Les statistiques sur le mal-être des jeunes Français s’affinent : un peu plus de 8 % des enfants de 3 à 6 ans scolarisés en maternelle dans l’Hexagone connaissent au moins une difficulté de santé mentale probable, selon une étude publiée mardi 10 décembre.
Il s’agit de la première enquête nationale sur la santé mentale qui s’intéresse, en France, aux enfants si jeunes. C’est un nouveau volet de l’étude épidémiologique sur le bien-être et la santé mentale des enfants de 3 à 11 ans scolarisés en France hexagonale (Enabee) menée par Santé publique France.
En combinant les points de vue des parents et des enseignants sur un échantillon représentatif de plus de 2 600 enfants, cette étude, menée en 2022, révèle que 8,3 % des enfants en maternelle ont « au moins une difficulté de santé mentale probable, de type émotionnel, oppositionnel ou inattention-hyperactivité, impactant leur vie quotidienne ». Autrement dit, environ 1 enfant sur 12 scolarisé en maternelle en France métropolitaine est concerné.
« Ces données posent la dimension du problème de santé publique », a commenté à l’Agence France-Presse (AFP) Stéphanie Monnier-Besnard, épidémiologiste et cheffe de projet de l’étude Enabee.
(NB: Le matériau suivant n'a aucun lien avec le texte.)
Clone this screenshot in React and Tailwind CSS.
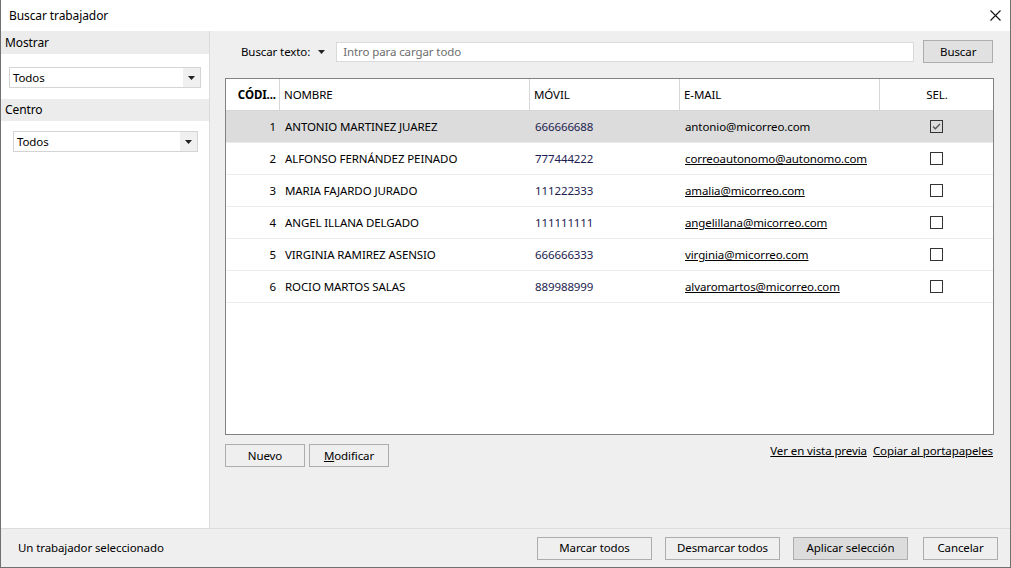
import React from "react";

const rows = [
  { id: 1, name: "ANTONIO MARTINEZ JUAREZ", phone: "666666688", email: "antonio@micorreo.com", sel: true },
  { id: 2, name: "ALFONSO FERNÁNDEZ PEINADO", phone: "777444222", email: "correoautonomo@autonomo.com" },
  { id: 3, name: "MARIA FAJARDO JURADO", phone: "111222333", email: "amalia@micorreo.com" },
  { id: 4, name: "ANGEL ILLANA DELGADO", phone: "111111111", email: "angelillana@micorreo.com" },
  { id: 5, name: "VIRGINIA RAMIREZ ASENSIO", phone: "666666333", email: "virginia@micorreo.com" },
  { id: 6, name: "ROCIO MARTOS SALAS", phone: "889988999", email: "alvaromartos@micorreo.com" },
];

function Caret() {
  return (
    <svg width="7" height="4" viewBox="0 0 7 4"><path d="M0 0h7L3.5 4z" fill="#222" /></svg>
  );
}

function Select({ className }) {
  return (
    <div className={"flex h-[21px] items-center border border-[#d4d4d4] bg-white " + className}>
      <span className="flex-1 pl-[3px] text-black">Todos</span>
      <span className="flex h-full w-[17px] items-center justify-center bg-[#f0f0f0]"><Caret /></span>
    </div>
  );
}

function Btn({ children, className = "" }) {
  return (
    <div className={"flex h-[23px] shrink-0 items-center justify-center whitespace-nowrap border border-[#adadad] text-black " + className}>
      {children}
    </div>
  );
}

function Check({ on }) {
  return (
    <div className="flex h-[13px] w-[13px] items-center justify-center border border-[#333] bg-transparent">
      {on && (
        <svg width="9" height="7" viewBox="0 0 9 7"><path d="M1 3.5l2.3 2.3L8 1" stroke="#555" strokeWidth="1.3" fill="none" /></svg>
      )}
    </div>
  );
}

export default function App() {
  return (
    <div
      className="flex h-[568px] w-[1011px] flex-col overflow-hidden border border-t-0 border-[#707070] bg-white text-[11.5px] tracking-[-0.1px] text-black"
      style={{ fontFamily: '"Noto Sans", "Open Sans", sans-serif' }}
    >
      {/* title bar */}
      <div className="flex h-[31px] shrink-0 items-center justify-between bg-white pl-[8px] pr-[9px]">
        <span className="text-[12px]">Buscar trabajador</span>
        <svg width="11" height="11" viewBox="0 0 11 11"><path d="M0.5 0.5l10 10M10.5 0.5l-10 10" stroke="#111" strokeWidth="1.1" /></svg>
      </div>
      <div className="flex min-h-0 flex-1">
        {/* left */}
        <div className="flex w-[209px] shrink-0 flex-col border-r border-[#dcdcdc] bg-white">
          <div className="flex h-[23px] items-center bg-[#ececec] pl-[4px] text-[12px]">Mostrar</div>
          <div className="px-[8px] pt-[13px] pb-[11px]">
            <Select className="w-[192px]" />
          </div>
          <div className="flex h-[22px] items-center bg-[#ececec] pl-[4px] text-[12px]">Centro</div>
          <div className="pl-[12px] pt-[10px]">
            <Select className="w-[185px]" />
          </div>
        </div>
        {/* right */}
        <div className="flex flex-1 flex-col bg-[#efefef] pl-[15px] pr-[17px]">
          <div className="mt-[10px] flex h-[21px] items-center">
            <span className="ml-[16px] whitespace-nowrap">Buscar texto:</span>
            <span className="ml-[8px] flex items-center"><Caret /></span>
            <div className="ml-[11px] flex h-[20px] w-[578px] shrink-0 items-center border border-[#d9d9d9] bg-white pl-[6px] text-[#6d6d6d]">
              Intro para cargar todo
            </div>
            <Btn className="ml-[9px] h-[20px] w-[70px] bg-[#e1e1e1]">Buscar</Btn>
          </div>
          {/* table */}
          <div className="mt-[16px] h-[357px] w-[769px] border border-[#828282] bg-white">
            <div className="flex h-[32px] border-b border-[#d6d6d6]">
              <div className="flex w-[54px] items-center justify-end border-r border-[#d6d6d6] pr-[3px] font-bold">CÓDI...</div>
              <div className="flex w-[250px] items-center border-r border-[#d6d6d6] pl-[4px]">NOMBRE</div>
              <div className="flex w-[150px] items-center border-r border-[#d6d6d6] pl-[4px]">MÓVIL</div>
              <div className="flex w-[200px] items-center border-r border-[#d6d6d6] pl-[4px]">E-MAIL</div>
              <div className="flex flex-1 items-center justify-center pl-[1px]">SEL.</div>
            </div>
            {rows.map((r) => (
              <div
                key={r.id}
                className={"flex h-[32px] border-b border-[#ececec] " + (r.sel ? "bg-[#dcdcdc]" : "bg-white")}
              >
                <div className="flex w-[54px] items-center justify-end pr-[4px]">{r.id}</div>
                <div className="flex w-[250px] items-center pl-[5px]">{r.name}</div>
                <div className="flex w-[150px] items-center pl-[5px] text-[#1c1c50]">{r.phone}</div>
                <div className="flex w-[200px] items-center pl-[5px]">
                  <span className={r.sel ? "" : "underline"}>{r.email}</span>
                </div>
                <div className="flex flex-1 items-center justify-center pr-[1px]">
                  <Check on={r.sel} />
                </div>
              </div>
            ))}
          </div>
          <div className="mt-[9px] flex items-start">
            <Btn className="w-[80px] bg-[#efefef]">Nuevo</Btn>
            <Btn className="ml-[4px] w-[80px] bg-[#efefef]">
              <span><span className="underline">M</span>odificar</span>
            </Btn>
            <div className="ml-auto mt-[-2px] flex gap-[6px] pr-[1px]">
              <span className="underline">Ver en vista previa</span>
              <span className="underline">Copiar al portapapeles</span>
            </div>
          </div>
        </div>
      </div>
      {/* footer */}
      <div className="flex h-[39px] shrink-0 items-center border-t border-[#dcdcdc] bg-[#efefef] pl-[17px] pr-[12px]">
        <span>Un trabajador seleccionado</span>
        <div className="ml-auto flex items-center">
          <Btn className="w-[115px] bg-[#efefef]">Marcar todos</Btn>
          <Btn className="ml-[13px] w-[115px] bg-[#efefef]">Desmarcar todos</Btn>
          <Btn className="ml-[13px] w-[115px] bg-[#dcdcdc]">Aplicar selección</Btn>
          <Btn className="ml-[15px] w-[75px] bg-[#efefef]">Cancelar</Btn>
        </div>
      </div>
    </div>
  );
}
Mais « ce n’est pas une surprise que les enfants si jeunes puissent rencontrer des difficultés de santé mentale probables, c’est cohérent avec » toutes les observations. Et, a-t-elle noté, « c’est le même ordre de grandeur que les résultats d’études approchantes en France ou dans des pays assez comparables, comme l’Allemagne ou les Etats-Unis ».
Dans le détail, 1,8 % des enfants scolarisés de la petite à la grande section de maternelle présentent des « difficultés émotionnelles », 5,9 % des « difficultés oppositionnelles », 1,9 % des « difficultés d’inattention-hyperactivité », estime l’étude, à partir des données recueillies par questionnaire – en ligne ou par téléphone – entre mai et juillet 2022.
« Même si la sensibilité accrue à la santé mentale peut éventuellement conduire à surestimer un peu certains phénomènes, c’est à mettre en balance avec le fait que la santé mentale des enfants a longtemps été laissée de côté et moins considérée que leur santé physique », a observé Mme Monnier-Besnard. Autre enseignement : les garçons présentent plus de difficultés probables avec un retentissement sur leur vie (11,3 %) que les filles (5,2 %).
« Sur les différences garçons-filles, les résultats sont cohérents avec les observations cliniques des professionnels de santé mentale notamment », a déclaré à l’AFP Nolwenn Regnault, responsable de l’unité périnatalité, petite enfance et santé mentale de Santé publique France.
Nécessité d’intervenir dès le plus jeune âge
Près de 13 % des enfants scolarisés en maternelle ont consulté au moins une fois un professionnel de santé pour des difficultés psychologiques ou d’apprentissage lors des douze mois précédant l’étude. Et environ un tiers des enfants présentant au moins un type de difficulté probable avec un retentissement sur leur vie quotidienne ont consulté un professionnel de santé mentale dans l’année précédente.
« Prudence » cependant sur l’interprétation des résultats, avertit Santé publique France, car « à ces âges précoces, les difficultés de comportement ou émotionnelles peuvent évoluer rapidement et leur mesure est impactée par les perceptions et attentes des adultes répondants ». Et il ne s’agit pas de diagnostics cliniques mais d’une représentation épidémiologique.
Il n’y a « pas de point de comparaison avec l’avant-Covid : Enabee décrit la situation en 2022, une prochaine édition de l’étude permettra de décrire les évolutions du bien-être et de la santé mentale des enfants », a expliqué Nolwenn Regnault.
Sachant que « la santé mentale des enfants est étroitement liée à de multiples facteurs », cette étude « permet de les identifier et de cibler les facteurs pouvant l’altérer et ce, dès la petite enfance, période critique du développement », a insisté la docteure Caroline Semaille, directrice générale de Santé publique France, dans un communiqué.
Cela confirme la nécessité d’intervenir dès le plus jeune âge et d’améliorer les dispositifs d’accompagnement en santé mentale avant 6 ans, selon l’agence, qui évoque, par exemple, les compétences psychosociales. Pour les 6-11 ans, 13 % présentaient au moins un trouble probable de santé mentale, selon le premier volet de l’étude, publié à la mi-2023 et intégrant aussi le regard des enfants. La santé mentale avait été déclarée « grande cause nationale » 2025 par feu le gouvernement Barnier. Un choix favorablement accueilli dans un secteur en crise persistante, où plusieurs voix ont surtout réclamé des moyens suffisants.